Dataset excerpt
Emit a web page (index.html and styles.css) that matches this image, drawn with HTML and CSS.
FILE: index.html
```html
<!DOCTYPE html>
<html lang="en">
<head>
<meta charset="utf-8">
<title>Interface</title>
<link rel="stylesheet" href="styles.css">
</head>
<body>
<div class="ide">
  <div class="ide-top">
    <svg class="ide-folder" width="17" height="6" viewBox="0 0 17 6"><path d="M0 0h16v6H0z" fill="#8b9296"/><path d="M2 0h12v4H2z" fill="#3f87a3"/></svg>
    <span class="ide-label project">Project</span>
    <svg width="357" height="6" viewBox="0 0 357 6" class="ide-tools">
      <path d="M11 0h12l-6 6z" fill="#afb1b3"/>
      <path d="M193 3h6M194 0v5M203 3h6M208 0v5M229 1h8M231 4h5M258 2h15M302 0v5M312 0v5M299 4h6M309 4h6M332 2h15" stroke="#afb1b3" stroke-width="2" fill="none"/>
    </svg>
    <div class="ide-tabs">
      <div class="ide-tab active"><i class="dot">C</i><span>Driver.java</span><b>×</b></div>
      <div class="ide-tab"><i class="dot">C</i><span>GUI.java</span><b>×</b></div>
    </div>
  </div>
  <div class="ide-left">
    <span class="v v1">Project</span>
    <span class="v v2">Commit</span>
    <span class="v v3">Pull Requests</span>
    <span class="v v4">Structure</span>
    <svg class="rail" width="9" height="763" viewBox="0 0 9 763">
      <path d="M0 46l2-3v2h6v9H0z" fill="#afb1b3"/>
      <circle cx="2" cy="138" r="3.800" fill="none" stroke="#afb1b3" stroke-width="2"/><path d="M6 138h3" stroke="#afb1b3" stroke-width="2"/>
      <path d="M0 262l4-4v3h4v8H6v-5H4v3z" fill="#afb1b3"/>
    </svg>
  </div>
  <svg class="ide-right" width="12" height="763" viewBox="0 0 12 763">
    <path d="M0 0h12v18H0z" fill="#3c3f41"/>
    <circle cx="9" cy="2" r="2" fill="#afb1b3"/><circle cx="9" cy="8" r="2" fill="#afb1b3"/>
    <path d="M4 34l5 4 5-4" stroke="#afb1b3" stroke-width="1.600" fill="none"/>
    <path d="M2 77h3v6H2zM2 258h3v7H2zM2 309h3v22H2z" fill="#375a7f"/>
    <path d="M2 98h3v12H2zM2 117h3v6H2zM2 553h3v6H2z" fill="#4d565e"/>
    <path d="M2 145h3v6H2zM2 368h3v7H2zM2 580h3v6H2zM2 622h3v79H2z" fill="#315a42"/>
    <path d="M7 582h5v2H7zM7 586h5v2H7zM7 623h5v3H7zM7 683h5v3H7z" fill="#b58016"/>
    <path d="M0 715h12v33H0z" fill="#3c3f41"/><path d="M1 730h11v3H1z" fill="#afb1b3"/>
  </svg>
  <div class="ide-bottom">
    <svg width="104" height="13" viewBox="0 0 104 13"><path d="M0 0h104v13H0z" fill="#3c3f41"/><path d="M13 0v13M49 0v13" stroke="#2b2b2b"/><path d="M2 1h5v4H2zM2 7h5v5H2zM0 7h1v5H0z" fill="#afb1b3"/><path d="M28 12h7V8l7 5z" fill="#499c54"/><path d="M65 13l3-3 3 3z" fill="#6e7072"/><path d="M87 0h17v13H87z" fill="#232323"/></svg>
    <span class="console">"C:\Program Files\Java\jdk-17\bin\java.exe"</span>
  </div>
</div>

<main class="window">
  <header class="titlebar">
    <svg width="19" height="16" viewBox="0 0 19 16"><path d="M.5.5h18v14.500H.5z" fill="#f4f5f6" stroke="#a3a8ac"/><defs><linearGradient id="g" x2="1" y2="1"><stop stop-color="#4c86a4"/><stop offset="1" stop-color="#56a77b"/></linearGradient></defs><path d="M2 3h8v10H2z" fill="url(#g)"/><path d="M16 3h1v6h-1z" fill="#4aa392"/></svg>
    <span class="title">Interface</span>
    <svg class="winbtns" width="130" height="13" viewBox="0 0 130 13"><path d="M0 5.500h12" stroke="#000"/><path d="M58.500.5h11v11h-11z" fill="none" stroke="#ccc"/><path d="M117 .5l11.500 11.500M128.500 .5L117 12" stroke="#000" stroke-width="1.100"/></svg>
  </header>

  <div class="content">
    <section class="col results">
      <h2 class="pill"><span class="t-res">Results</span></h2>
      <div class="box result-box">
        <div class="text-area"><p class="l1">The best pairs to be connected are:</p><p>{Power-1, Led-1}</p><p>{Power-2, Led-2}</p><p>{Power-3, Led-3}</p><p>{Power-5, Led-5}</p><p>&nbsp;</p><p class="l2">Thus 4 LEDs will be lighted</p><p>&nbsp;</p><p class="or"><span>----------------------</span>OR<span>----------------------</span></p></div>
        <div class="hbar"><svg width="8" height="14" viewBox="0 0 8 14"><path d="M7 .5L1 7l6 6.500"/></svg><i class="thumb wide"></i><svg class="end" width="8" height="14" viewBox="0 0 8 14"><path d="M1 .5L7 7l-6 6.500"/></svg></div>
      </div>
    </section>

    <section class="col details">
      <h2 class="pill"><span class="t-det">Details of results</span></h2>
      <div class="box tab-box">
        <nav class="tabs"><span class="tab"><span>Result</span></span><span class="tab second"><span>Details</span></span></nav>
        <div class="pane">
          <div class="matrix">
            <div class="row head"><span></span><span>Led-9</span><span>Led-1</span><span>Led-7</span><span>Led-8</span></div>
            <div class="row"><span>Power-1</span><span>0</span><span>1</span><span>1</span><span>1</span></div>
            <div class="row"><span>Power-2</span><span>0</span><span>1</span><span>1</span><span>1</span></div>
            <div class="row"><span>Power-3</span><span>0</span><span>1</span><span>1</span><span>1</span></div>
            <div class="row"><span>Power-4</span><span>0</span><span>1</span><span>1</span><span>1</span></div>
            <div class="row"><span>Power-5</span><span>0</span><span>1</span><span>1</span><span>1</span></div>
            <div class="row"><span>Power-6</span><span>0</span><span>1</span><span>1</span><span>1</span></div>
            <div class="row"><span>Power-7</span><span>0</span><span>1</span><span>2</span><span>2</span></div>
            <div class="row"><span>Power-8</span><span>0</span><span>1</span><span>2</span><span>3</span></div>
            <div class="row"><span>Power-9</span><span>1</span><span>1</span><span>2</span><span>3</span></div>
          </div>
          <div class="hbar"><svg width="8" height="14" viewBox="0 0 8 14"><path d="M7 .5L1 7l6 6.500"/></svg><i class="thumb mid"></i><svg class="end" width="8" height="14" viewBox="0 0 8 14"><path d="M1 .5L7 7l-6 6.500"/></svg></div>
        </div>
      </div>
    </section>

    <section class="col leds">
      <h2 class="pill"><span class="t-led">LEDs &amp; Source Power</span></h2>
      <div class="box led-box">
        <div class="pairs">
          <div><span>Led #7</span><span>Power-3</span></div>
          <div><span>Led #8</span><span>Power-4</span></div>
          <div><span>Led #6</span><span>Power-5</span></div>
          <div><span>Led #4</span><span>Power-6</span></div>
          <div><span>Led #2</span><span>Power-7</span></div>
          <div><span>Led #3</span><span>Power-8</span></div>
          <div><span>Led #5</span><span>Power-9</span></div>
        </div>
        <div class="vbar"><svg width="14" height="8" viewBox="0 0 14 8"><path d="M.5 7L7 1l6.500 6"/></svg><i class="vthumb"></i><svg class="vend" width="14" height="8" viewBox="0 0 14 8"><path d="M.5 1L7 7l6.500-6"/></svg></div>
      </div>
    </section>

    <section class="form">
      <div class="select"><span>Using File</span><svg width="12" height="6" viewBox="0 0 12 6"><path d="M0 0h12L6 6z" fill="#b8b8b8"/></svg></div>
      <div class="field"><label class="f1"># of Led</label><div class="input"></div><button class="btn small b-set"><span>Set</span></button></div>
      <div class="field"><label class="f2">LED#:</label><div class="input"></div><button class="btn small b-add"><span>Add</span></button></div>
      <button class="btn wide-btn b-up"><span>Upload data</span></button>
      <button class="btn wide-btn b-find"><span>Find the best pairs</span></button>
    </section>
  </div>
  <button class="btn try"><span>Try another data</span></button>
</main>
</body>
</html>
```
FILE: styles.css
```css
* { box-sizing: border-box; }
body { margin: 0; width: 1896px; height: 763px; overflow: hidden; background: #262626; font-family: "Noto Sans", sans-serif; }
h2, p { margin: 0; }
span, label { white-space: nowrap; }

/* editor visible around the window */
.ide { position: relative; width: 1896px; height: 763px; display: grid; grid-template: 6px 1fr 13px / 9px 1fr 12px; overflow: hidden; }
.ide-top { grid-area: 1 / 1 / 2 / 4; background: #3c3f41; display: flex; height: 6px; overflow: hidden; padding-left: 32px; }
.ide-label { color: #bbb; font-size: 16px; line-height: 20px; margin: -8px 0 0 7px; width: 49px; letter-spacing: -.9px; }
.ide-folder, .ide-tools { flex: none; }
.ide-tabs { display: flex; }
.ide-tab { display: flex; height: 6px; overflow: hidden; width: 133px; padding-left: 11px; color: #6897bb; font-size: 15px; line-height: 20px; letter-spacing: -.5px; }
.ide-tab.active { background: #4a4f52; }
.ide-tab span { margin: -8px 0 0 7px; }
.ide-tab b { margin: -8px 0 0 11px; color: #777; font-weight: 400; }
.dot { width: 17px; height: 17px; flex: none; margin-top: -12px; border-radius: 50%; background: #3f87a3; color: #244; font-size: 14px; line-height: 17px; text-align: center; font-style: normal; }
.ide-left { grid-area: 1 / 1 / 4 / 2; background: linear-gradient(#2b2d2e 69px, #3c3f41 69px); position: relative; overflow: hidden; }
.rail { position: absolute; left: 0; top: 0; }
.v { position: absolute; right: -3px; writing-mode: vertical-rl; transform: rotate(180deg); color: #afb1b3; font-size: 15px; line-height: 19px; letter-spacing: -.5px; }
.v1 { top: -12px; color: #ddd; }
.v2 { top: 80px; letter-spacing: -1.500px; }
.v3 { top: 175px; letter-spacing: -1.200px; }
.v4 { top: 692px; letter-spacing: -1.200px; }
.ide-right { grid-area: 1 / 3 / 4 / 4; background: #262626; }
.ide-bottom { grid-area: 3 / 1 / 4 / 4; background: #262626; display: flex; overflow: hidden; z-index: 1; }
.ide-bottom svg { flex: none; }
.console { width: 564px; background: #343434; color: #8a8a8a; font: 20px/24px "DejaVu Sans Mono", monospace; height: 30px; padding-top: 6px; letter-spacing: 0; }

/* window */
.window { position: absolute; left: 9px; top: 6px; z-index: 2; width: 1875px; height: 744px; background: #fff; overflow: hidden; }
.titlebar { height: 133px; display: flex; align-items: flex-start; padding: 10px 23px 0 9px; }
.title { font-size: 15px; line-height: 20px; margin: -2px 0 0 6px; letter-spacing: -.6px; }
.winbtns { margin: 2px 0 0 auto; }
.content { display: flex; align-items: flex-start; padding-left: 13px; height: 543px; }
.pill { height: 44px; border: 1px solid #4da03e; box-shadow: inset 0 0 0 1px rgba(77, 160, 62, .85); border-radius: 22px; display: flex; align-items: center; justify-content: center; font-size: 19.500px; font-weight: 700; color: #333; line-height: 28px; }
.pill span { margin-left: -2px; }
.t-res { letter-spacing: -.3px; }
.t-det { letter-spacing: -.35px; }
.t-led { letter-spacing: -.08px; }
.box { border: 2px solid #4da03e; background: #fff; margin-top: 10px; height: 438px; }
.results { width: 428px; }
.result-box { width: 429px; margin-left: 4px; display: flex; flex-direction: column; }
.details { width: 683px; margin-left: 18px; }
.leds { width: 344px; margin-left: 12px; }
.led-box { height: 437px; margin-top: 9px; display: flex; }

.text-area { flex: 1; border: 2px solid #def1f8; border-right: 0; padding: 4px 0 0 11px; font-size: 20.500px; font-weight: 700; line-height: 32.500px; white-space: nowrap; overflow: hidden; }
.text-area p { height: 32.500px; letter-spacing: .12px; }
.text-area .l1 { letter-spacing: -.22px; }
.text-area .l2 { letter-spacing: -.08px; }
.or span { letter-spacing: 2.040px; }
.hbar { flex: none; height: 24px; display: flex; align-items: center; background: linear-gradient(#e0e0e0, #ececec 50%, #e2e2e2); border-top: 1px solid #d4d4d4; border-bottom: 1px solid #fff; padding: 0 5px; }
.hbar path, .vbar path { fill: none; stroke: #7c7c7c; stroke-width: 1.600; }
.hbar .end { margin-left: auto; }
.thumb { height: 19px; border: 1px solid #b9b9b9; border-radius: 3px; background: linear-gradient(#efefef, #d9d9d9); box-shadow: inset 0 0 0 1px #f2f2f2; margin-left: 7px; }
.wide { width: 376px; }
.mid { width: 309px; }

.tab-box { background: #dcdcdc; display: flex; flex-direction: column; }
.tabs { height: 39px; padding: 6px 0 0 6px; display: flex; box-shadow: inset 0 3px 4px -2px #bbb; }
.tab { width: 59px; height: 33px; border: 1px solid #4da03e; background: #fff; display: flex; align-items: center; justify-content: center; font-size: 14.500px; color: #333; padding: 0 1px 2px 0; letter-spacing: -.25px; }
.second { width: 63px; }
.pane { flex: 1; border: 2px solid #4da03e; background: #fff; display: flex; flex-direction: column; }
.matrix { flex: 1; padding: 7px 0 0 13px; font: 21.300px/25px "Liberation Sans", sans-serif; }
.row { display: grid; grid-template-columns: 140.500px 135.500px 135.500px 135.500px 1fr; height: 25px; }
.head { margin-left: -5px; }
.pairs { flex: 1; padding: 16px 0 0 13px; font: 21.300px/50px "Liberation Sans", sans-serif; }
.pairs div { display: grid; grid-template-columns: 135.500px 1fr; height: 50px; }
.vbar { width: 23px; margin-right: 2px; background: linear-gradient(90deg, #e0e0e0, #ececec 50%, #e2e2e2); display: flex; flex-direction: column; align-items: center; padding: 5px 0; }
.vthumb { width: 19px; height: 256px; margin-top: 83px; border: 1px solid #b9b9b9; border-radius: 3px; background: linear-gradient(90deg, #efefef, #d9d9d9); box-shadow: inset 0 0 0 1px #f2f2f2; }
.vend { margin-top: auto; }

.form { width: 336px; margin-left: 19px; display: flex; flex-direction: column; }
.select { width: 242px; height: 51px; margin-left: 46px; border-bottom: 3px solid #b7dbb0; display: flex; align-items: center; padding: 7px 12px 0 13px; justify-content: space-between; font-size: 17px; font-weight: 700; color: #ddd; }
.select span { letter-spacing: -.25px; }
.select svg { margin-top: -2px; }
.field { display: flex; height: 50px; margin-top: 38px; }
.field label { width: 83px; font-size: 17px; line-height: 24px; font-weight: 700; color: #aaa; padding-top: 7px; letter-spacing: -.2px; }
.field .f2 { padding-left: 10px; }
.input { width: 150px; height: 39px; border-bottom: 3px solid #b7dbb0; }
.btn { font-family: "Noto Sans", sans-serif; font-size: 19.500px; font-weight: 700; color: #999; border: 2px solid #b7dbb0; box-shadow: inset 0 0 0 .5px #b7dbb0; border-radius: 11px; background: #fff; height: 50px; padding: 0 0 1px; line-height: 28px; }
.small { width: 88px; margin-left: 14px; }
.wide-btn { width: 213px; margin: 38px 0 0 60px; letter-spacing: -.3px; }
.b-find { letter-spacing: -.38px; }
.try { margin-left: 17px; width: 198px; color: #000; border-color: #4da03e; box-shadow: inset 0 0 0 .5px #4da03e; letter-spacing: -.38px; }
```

To be done
Each line holding "styles" must be found and copied.

Output for this exercise
Emit a web page (index.html and styles.css) that matches this image, drawn with HTML and CSS.
<link rel="stylesheet" href="styles.css">
FILE: styles.css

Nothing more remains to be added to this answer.